Problem statement | Only a number is wanted: how many lines in the records below contain "page"?

Given data |
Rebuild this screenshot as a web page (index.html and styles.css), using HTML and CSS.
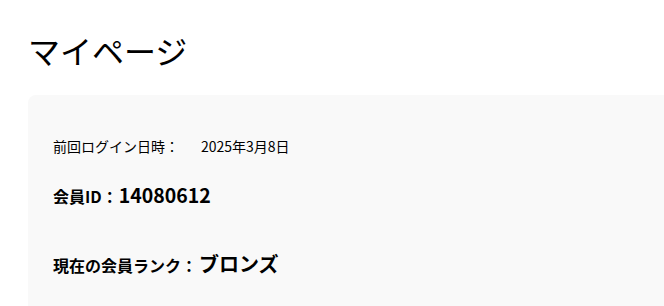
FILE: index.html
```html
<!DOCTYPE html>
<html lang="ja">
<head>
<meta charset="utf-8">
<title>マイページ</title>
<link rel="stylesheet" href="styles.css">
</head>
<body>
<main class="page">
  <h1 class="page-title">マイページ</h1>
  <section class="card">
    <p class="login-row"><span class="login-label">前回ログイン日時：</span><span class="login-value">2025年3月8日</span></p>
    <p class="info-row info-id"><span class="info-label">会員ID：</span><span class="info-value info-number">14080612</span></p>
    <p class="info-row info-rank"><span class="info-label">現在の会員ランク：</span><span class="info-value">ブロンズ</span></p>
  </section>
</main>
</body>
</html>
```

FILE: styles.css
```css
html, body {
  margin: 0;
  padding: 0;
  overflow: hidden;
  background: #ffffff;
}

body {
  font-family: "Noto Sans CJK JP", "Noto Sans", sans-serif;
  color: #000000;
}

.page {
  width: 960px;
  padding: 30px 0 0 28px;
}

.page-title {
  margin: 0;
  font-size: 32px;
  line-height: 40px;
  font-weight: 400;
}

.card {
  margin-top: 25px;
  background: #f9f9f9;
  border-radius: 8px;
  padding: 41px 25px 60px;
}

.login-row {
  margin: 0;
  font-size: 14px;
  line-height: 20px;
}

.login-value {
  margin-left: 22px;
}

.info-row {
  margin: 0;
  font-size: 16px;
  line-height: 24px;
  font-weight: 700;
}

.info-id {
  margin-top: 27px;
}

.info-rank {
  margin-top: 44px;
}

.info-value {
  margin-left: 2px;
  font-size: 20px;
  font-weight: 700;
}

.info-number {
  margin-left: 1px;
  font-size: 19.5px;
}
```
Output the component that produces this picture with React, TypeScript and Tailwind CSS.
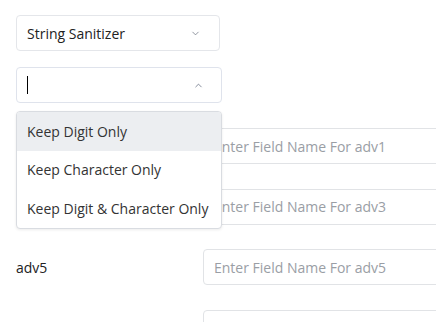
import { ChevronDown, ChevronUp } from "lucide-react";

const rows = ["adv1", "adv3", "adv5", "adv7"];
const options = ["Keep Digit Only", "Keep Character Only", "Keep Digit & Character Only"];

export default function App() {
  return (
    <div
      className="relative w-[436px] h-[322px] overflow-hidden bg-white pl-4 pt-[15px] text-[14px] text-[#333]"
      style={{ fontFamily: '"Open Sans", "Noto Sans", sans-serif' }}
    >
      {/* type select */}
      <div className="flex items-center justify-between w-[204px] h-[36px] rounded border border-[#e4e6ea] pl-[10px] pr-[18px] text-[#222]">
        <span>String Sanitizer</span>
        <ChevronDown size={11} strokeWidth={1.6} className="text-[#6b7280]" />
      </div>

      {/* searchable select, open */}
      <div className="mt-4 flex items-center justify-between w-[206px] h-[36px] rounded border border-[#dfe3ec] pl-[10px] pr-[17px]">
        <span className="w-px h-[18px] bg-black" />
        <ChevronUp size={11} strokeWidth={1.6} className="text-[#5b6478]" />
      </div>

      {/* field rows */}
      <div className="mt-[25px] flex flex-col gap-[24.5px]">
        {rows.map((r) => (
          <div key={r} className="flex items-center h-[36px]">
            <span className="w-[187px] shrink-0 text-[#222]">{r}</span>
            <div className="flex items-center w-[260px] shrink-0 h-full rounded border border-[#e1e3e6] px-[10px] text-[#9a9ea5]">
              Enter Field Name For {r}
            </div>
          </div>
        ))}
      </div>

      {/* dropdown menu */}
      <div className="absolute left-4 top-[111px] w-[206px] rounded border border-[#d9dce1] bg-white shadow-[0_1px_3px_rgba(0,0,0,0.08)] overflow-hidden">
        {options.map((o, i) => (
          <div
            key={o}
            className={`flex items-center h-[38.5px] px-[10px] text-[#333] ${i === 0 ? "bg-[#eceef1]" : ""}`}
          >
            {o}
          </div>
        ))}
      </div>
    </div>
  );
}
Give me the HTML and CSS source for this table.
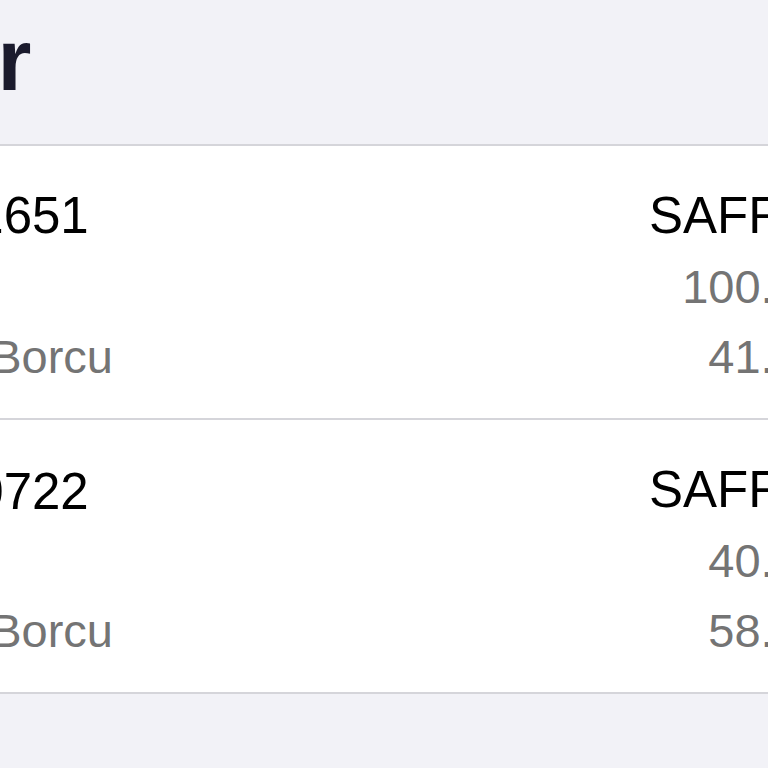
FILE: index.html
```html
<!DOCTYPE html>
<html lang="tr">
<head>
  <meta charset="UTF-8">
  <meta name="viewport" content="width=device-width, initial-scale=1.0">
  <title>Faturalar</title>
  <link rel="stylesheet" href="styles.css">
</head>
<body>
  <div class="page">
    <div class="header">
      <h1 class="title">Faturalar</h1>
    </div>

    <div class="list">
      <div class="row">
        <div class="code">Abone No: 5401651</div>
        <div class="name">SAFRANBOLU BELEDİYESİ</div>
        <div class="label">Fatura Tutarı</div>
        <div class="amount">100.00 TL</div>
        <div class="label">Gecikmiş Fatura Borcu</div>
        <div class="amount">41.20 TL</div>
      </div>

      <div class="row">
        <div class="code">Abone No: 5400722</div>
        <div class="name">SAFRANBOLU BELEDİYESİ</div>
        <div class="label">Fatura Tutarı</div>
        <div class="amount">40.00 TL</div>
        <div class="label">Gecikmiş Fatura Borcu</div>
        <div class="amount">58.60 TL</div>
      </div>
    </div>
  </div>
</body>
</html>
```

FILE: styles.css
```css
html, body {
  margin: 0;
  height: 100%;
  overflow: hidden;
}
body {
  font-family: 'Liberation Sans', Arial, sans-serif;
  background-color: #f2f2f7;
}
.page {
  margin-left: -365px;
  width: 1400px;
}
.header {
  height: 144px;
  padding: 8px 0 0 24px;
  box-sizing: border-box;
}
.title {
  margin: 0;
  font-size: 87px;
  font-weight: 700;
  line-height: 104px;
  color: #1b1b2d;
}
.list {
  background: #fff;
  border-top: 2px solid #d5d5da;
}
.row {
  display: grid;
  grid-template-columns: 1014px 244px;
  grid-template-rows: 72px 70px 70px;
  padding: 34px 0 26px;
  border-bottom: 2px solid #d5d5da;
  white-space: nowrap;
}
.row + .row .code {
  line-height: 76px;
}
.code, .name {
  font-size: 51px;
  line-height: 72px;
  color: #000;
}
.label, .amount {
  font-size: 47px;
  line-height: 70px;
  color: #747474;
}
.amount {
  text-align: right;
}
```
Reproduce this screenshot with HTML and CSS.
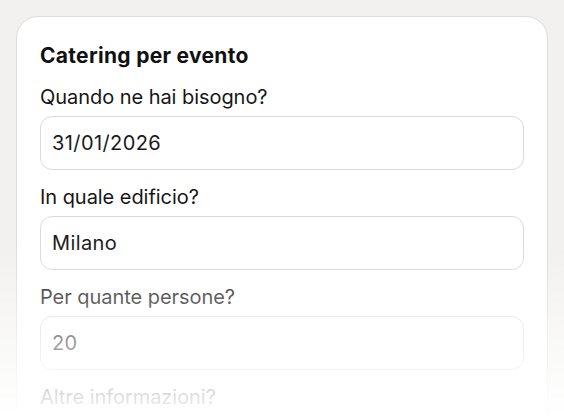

Answer to this task | 7